Hace unos días conversaba con un amigo de mi generación, reflexionábamos acerca de los cambios de actitud que, de un tiempo a esta parte, muestra el ecuatoriano de hoy, el ciudadano que con su voto decide el rumbo de este país. Quienes hemos trajinado largamente entre las fronteras de estos dos siglos somos testigos de las mudanzas y vaivenes que, para mal o para bien, ha experimentado la sociedad ecuatoriana a partir de la década del 60. Y así como cada edad llega con sus propios afanes, cada generación trae su estilo de vivir y entender el mundo, instaura una discordia con la generación adulta. Tal es la dinámica de la vida social. No es raro entonces –aunque sí lamentable- que en la sociedad ecuatoriana de hoy se vayan perdiendo valores de convivencia y armonía que hasta unos años fueron siempre enaltecidos.

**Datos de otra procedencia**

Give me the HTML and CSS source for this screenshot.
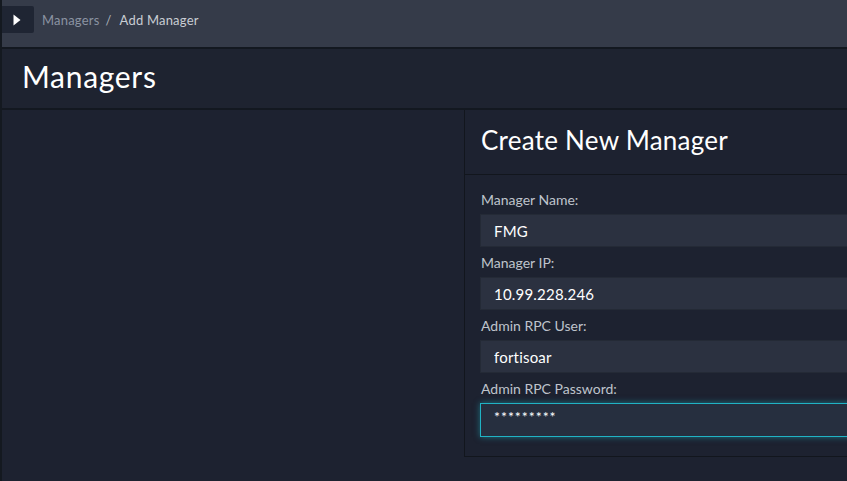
FILE: index.html
```html
<!DOCTYPE html>
<html>
<head>
<meta charset="utf-8">
<link rel="stylesheet" href="styles.css">
</head>
<body>
<div class="app">
  <header class="topbar">
    <button class="toggle" aria-label="Toggle sidebar">
      <svg width="8" height="12" viewBox="0 0 8 12"><path d="M0.5 0.5 L7.5 6 L0.5 11.5 Z" fill="#ffffff"/></svg>
    </button>
    <nav class="crumbs">
      <span class="crumb">Managers</span>
      <span class="sep">/</span>
      <span class="crumb current">Add Manager</span>
    </nav>
  </header>
  <div class="page-header">
    <h1>Managers</h1>
  </div>
  <main class="content">
    <div class="side"></div>
    <section class="card">
      <div class="card-header">
        <h2>Create New Manager</h2>
      </div>
      <form class="card-body">
        <div class="field">
          <label>Manager Name:</label>
          <input class="input" type="text" value="FMG">
        </div>
        <div class="field">
          <label>Manager IP:</label>
          <input class="input" type="text" value="10.99.228.246">
        </div>
        <div class="field">
          <label>Admin RPC User:</label>
          <input class="input" type="text" value="fortisoar">
        </div>
        <div class="field">
          <label>Admin RPC Password:</label>
          <input class="input focused" type="text" value="*********">
        </div>
      </form>
    </section>
  </main>
</div>
</body>
</html>
```

FILE: styles.css
```css
* { box-sizing: border-box; }
html, body {
  margin: 0;
  padding: 0;
  height: 100%;
  overflow: hidden;
}
body {
  background: #1d2230;
  font-family: Lato, "Open Sans", sans-serif;
  color: #ffffff;
}
.app {
  border-left: 2px solid #141920;
  min-height: 100%;
  display: flex;
  flex-direction: column;
}
.topbar {
  height: 49px;
  background: #353b49;
  border-bottom: 2px solid #131820;
  display: flex;
  align-items: flex-start;
  padding-top: 6px;
}
.toggle {
  width: 32px;
  height: 27px;
  border: 0;
  border-radius: 0 2px 2px 0;
  background: #1f2533;
  display: flex;
  align-items: center;
  justify-content: flex-start;
  padding: 1px 0 0 11px;
  margin: 0;
}
.crumbs {
  margin-left: 8px;
  height: 27px;
  display: flex;
  align-items: center;
  gap: 6px;
  font-size: 13px;
  letter-spacing: 0.2px;
}
.crumb { color: #8b93a2; }
.sep { color: #a9afba; margin-right: 2px; }
.crumb.current { color: #c9cdd4; }
.page-header {
  height: 61px;
  background: #1e2330;
  border-bottom: 2px solid #131820;
  display: flex;
  align-items: center;
  padding-left: 20px;
}
.page-header h1 {
  margin: 0;
  font-size: 30px;
  font-weight: 400;
  letter-spacing: 0.7px;
  color: #ffffff;
  padding-bottom: 5px;
}
.content {
  flex: 1;
  display: grid;
  grid-template-columns: 462px 480px;
  align-items: start;
}
.card {
  border: 1px solid #12161d;
  border-top: 0;
  background: #1d2230;
}
.card-header {
  height: 65px;
  border-bottom: 1px solid #12161d;
  display: flex;
  align-items: center;
  padding-left: 16px;
}
.card-header h2 {
  margin: 0;
  font-size: 26px;
  font-weight: 400;
  letter-spacing: 0.25px;
  color: #ffffff;
  padding-bottom: 4px;
}
.card-body {
  margin: 0;
  padding: 16px 0 19px 15px;
  display: flex;
  flex-direction: column;
  gap: 7px;
}
.field {
  display: flex;
  flex-direction: column;
  gap: 5px;
}
.field label {
  font-size: 14px;
  line-height: 18px;
  color: #bfc4cc;
  padding-left: 1px;
}
.input {
  display: block;
  width: 100%;
  height: 33px;
  background: #2b3140;
  border: 1px solid #242a36;
  color: #ffffff;
  font-family: Lato, "Open Sans", sans-serif;
  font-size: 15px;
  letter-spacing: 0.2px;
  padding: 0 13px;
  outline: none;
  margin: 0;
}
.input.focused {
  height: 34px;
  background: #262f3f;
  border-color: #20b3c4;
  box-shadow: 0 0 6px rgba(32, 179, 196, 0.55);
  padding-bottom: 7px;
  font-size: 14px;
  letter-spacing: 1px;
}
```
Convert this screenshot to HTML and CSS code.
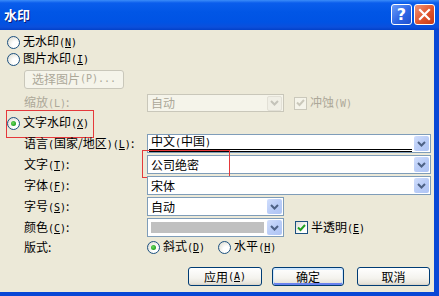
FILE: index.html
```html
<!DOCTYPE html>
<html>
<head>
<meta charset="utf-8">
<link rel="stylesheet" href="styles.css">
</head>
<body>
<div class="window">
  <div class="titlebar">
    <div class="title">水印</div>
    <div class="tbtns">
      <div class="tbtn help">?</div>
      <div class="tbtn close">
        <svg width="13" height="13" viewBox="0 0 13 13"><path d="M2 2 L11 11 M11 2 L2 11" stroke="#fff" stroke-width="2.2" stroke-linecap="square"/></svg>
      </div>
    </div>
  </div>
  <div class="client">
    <div class="row r1">
      <span class="radio"></span><span class="rtext">无水印<span class="mn">(<u>N</u>)</span></span>
    </div>
    <div class="row r2">
      <span class="radio"></span><span class="rtext">图片水印<span class="mn">(<u>I</u>)</span></span>
    </div>
    <div class="row r3">
      <div class="btn disabled pick">选择图片<span class="mn">(P)...</span></div>
    </div>
    <div class="row r4 field">
      <span class="label dis">缩放<span class="mn">(L)</span>:</span>
      <div class="combo short disabled-combo">
        <span class="val">自动</span>
        <span class="drop dis-drop"><svg width="9" height="6" viewBox="0 0 9 6"><path d="M1 1 L4.5 4.5 L8 1" fill="none" stroke="#C4C3BA" stroke-width="2"/></svg></span>
      </div>
      <span class="check disabled-check"><svg width="9" height="8" viewBox="0 0 9 8"><path d="M1 3.5 L3.5 6 L8 1" fill="none" stroke="#CAC8BB" stroke-width="2"/></svg></span>
      <span class="ctext dis">冲蚀<span class="mn">(W)</span></span>
    </div>
    <div class="row r5">
      <span class="radio checked"><span class="dot"></span></span><span class="rtext">文字水印<span class="mn">(<u>X</u>)</span></span>
      <div class="mark mark1"></div>
    </div>
    <div class="row r6 field">
      <span class="label">语言<span class="mn">(</span>国家/地区<span class="mn">)(<u>L</u>)</span>:</span>
      <div class="combo full">
        <span class="val lang">中文<span class="mn">(</span>中国<span class="mn">)</span></span>
        <span class="drop"><svg width="9" height="6" viewBox="0 0 9 6"><path d="M1 1 L4.5 4.5 L8 1" fill="none" stroke="#4D6185" stroke-width="2"/></svg></span>
      </div>
    </div>
    <div class="row r7 field">
      <span class="label">文字<span class="mn">(<u>T</u>)</span>:</span>
      <div class="combo full">
        <span class="val">公司绝密</span>
        <span class="drop"><svg width="9" height="6" viewBox="0 0 9 6"><path d="M1 1 L4.5 4.5 L8 1" fill="none" stroke="#4D6185" stroke-width="2"/></svg></span>
      </div>
      <div class="mark mark2"></div>
    </div>
    <div class="row r8 field">
      <span class="label">字体<span class="mn">(<u>F</u>)</span>:</span>
      <div class="combo full">
        <span class="val">宋体</span>
        <span class="drop"><svg width="9" height="6" viewBox="0 0 9 6"><path d="M1 1 L4.5 4.5 L8 1" fill="none" stroke="#4D6185" stroke-width="2"/></svg></span>
      </div>
    </div>
    <div class="row r9 field">
      <span class="label">字号<span class="mn">(<u>S</u>)</span>:</span>
      <div class="combo short">
        <span class="val">自动</span>
        <span class="drop"><svg width="9" height="6" viewBox="0 0 9 6"><path d="M1 1 L4.5 4.5 L8 1" fill="none" stroke="#4D6185" stroke-width="2"/></svg></span>
      </div>
    </div>
    <div class="row r10 field">
      <span class="label">颜色<span class="mn">(<u>C</u>)</span>:</span>
      <div class="combo short">
        <span class="swatch"></span>
        <span class="drop"><svg width="9" height="6" viewBox="0 0 9 6"><path d="M1 1 L4.5 4.5 L8 1" fill="none" stroke="#4D6185" stroke-width="2"/></svg></span>
      </div>
      <span class="check"><svg width="9" height="8" viewBox="0 0 9 8"><path d="M1 3.5 L3.5 6 L8 1" fill="none" stroke="#21A121" stroke-width="2"/></svg></span>
      <span class="ctext">半透明<span class="mn">(<u>E</u>)</span></span>
    </div>
    <div class="row r11 field">
      <span class="label">版式:</span>
      <span class="radio checked"><span class="dot"></span></span><span class="rtext">斜式<span class="mn">(<u>D</u>)</span></span>
      <span class="radio second"></span><span class="rtext">水平<span class="mn">(<u>H</u>)</span></span>
    </div>
    <div class="row r12">
      <div class="btn b-apply">应用<span class="mn">(<u>A</u>)</span></div>
      <div class="btn default b-ok">确定</div>
      <div class="btn b-cancel">取消</div>
    </div>
  </div>
</div>
</body>
</html>
```
FILE: styles.css
```css
* { box-sizing: border-box; }
body {
  margin: 0;
  font-family: "Noto Sans CJK SC", "Noto Sans", sans-serif;
  font-size: 12px;
  line-height: 14px;
  color: #000;
  background: #fff;
}
.window {
  width: 439px;
  height: 296px;
  display: flex;
  flex-direction: column;
  background: #0847D6;
}
.titlebar {
  height: 30px;
  flex: none;
  display: flex;
  align-items: center;
  justify-content: space-between;
  padding: 0 4px 0 4px;
  background: linear-gradient(#3B8CF9 0px, #0A5DEC 3px, #0156E6 12px, #0053E4 22px, #0B4FDC 27px, #0340C8 30px);
}
.title {
  color: #fff;
  font-weight: bold;
  font-size: 13px;
  line-height: 16px;
  text-shadow: 1px 1px 0 #0A1A7A;
  margin-top: -1px;
}
.tbtns {
  display: flex;
  gap: 2px;
  margin-top: -1px;
}
.tbtn {
  width: 21px;
  height: 21px;
  border: 1px solid #fff;
  border-radius: 3px;
  display: flex;
  align-items: center;
  justify-content: center;
}
.help {
  background: linear-gradient(135deg, #6A9CF8, #2E66E5 55%, #1F4FCF);
  color: #fff;
  font-family: "DejaVu Sans", sans-serif;
  font-weight: bold;
  font-size: 16px;
  line-height: 19px;
}
.close {
  background: linear-gradient(135deg, #F0957A, #E0542C 55%, #C53A16);
}
.client {
  flex: 1;
  margin-right: 5px;
  margin-bottom: 4px;
  background: #ECE9D8;
  display: flex;
  flex-direction: column;
}
.row {
  display: flex;
  align-items: center;
  position: relative;
  flex: none;
}
.r1 { margin-top: 5px; height: 14px; padding-left: 7px; }
.r2 { margin-top: 3px; height: 14px; padding-left: 7px; }
.r3 { margin-top: 4px; height: 18px; padding-left: 24px; }
.r4 { margin-top: 6px; height: 18px; }
.r5 { margin-top: 4px; height: 14px; padding-left: 7px; }
.r6 { margin-top: 4px; height: 19px; }
.r7 { margin-top: 2px; height: 19px; }
.r8 { margin-top: 2px; height: 19px; }
.r9 { margin-top: 2px; height: 19px; }
.r10 { margin-top: 2px; height: 19px; }
.r11 { margin-top: 3px; height: 14px; }
.r12 { margin-top: 13px; height: 19px; padding-left: 188px; }

.field { padding-left: 24px; }
.label {
  width: 123px;
  flex: none;
  white-space: nowrap;
}
.dis { color: #ACA899; }
.mn {
  font-family: "DejaVu Sans Mono", monospace;
  font-size: 10px;
}
.mn u { text-decoration: underline; text-underline-offset: 1px; }

.radio {
  width: 13px;
  height: 13px;
  flex: none;
  border-radius: 50%;
  border: 1px solid #1C5180;
  background: radial-gradient(circle at 70% 70%, #FFFFFF 30%, #E8E7E0 70%, #D4D2C6);
  display: flex;
  align-items: center;
  justify-content: center;
}
.radio .dot {
  width: 5px;
  height: 5px;
  border-radius: 50%;
  background: radial-gradient(circle at 40% 40%, #6EDB5E, #21A121 70%);
}
.rtext { margin-left: 3px; white-space: nowrap; }
.radio.second { margin-left: 13px; }

.combo {
  height: 19px;
  border: 1px solid #7F9DB9;
  background: #fff;
  display: flex;
  align-items: center;
  padding: 1px;
  flex: none;
}
.r4 .combo { height: 18px; }
.combo.full { width: 284px; }
.combo.short { width: 137px; }
.combo .val {
  flex: 1;
  padding-left: 2px;
  white-space: nowrap;
}
.combo .val.lang {
  border-bottom: 3px double #000;
  margin-right: 2px;
  line-height: 12px;
  margin-top: -1px;
}
.drop {
  width: 15px;
  height: 15px;
  flex: none;
  border-radius: 2px;
  background: linear-gradient(135deg, #D1DEFC, #BACDF7 50%, #AFC4F4);
  display: flex;
  align-items: center;
  justify-content: center;
}
.disabled-combo {
  border-color: #C9C7BA;
  background: #F5F4EA;
  color: #ACA899;
}
.dis-drop {
  background: #F0EFE6;
  border: 1px solid #E2E0D6;
}
.swatch {
  flex: 1;
  height: 11px;
  margin: 0 3px 0 2px;
  background: #C0C0C0;
}
.check {
  width: 13px;
  height: 13px;
  flex: none;
  border: 1px solid #1C5180;
  background: linear-gradient(135deg, #DCDBD5, #FFFFFF 70%);
  margin-left: 11px;
  display: flex;
  align-items: center;
  justify-content: center;
}
.disabled-check {
  border-color: #CAC8BB;
  background: #F5F4EA;
  margin-left: 10px;
}
.ctext { margin-left: 3px; white-space: nowrap; }

.btn {
  height: 19px;
  border: 1px solid #003C74;
  border-radius: 3px;
  background: linear-gradient(#FFFFFF, #F4F3EE 60%, #E6E3DA 90%, #D6D0C5);
  display: flex;
  align-items: center;
  justify-content: center;
  flex: none;
  white-space: nowrap;
}
.btn.disabled {
  border-color: #C9C7BA;
  background: #F5F4EA;
  color: #ACA899;
}
.pick { width: 100px; }
.b-apply { width: 74px; }
.b-ok { width: 72px; margin-left: 10px; }
.b-cancel { width: 73px; margin-left: 13px; }
.btn.default {
  box-shadow: inset 0 1px 0 1px #CEE7FF, inset 0 -1px 0 1px #6982EE;
}

.mark {
  position: absolute;
  border: 1px solid #E5393B;
  pointer-events: none;
}
.mark1 { left: 6px; top: -6px; width: 88px; height: 28px; }
.mark2 { left: 142px; top: -5px; width: 88px; height: 28px; }
```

No son pocos los que reprochan el extravío de ciertas buenas costumbres, si honradas antes, hoy irrespetadas. Comencemos por lamentar el olvido de los sencillos dones de la coexistencia ciudadana: la urbanidad, el buen trato y la cortesía, indelebles marcas del hombre civilizado. En vez de ello, triunfa en todo lado un modo soez y burdo de comportarse entre iguales. Hemos olvidado el diálogo, el acuerdo, la concertación y las alianzas, algo necesario en la vida pública. En la práctica hemos postergado el respeto a los valores propios de la democracia, la tolerancia al pensamiento ajeno sabiendo, además, que no siempre será coincidente con el nuestro.
Y lo más grave, hemos extraviado la visión de país, lo que equivale a decir una visión de futuro, el anhelo compartido de ser parte de un gran proyecto histórico, el proyecto de construir una nación; una visión que, en el pasado reciente, la tuvieron nuestros pensadores más notables. Perdido el rumbo para las grandes causas del Ecuador, hoy nos acaparan las minucias de una mezquina vida política sembrada de pequeñas ambiciones.
Es bueno recordar que hasta hace algo más de medio siglo al Congreso Nacional llegaban los más capaces, juristas reputados, ideólogos del pensamiento ecuatoriano, hombres de doctrina y de principios. Naturaleza propia de todo parlamento es reunir en su seno a la elite intelectual y ética de un país. Qué panorama tan diferente ofrecen las Asambleas Nacionales de estos últimos tiempos. Hay, desde luego, asambleístas preparados, hombres y mujeres que aportan un sazonado conocimiento jurídico. Es la excepción, porque hay también de los otros, los que llegan ayunos de saberes y experiencias, que andan medio perdidos como legos en concilio de teólogos, que están allí por el toma y daca de una política de campanario. Y hay también –triste decirlo- mucha vacuidad, muchas boquitas pintadas que a la hora de los debates no dicen ni pío y cuya presencia se explica solo por la “paridad de género”.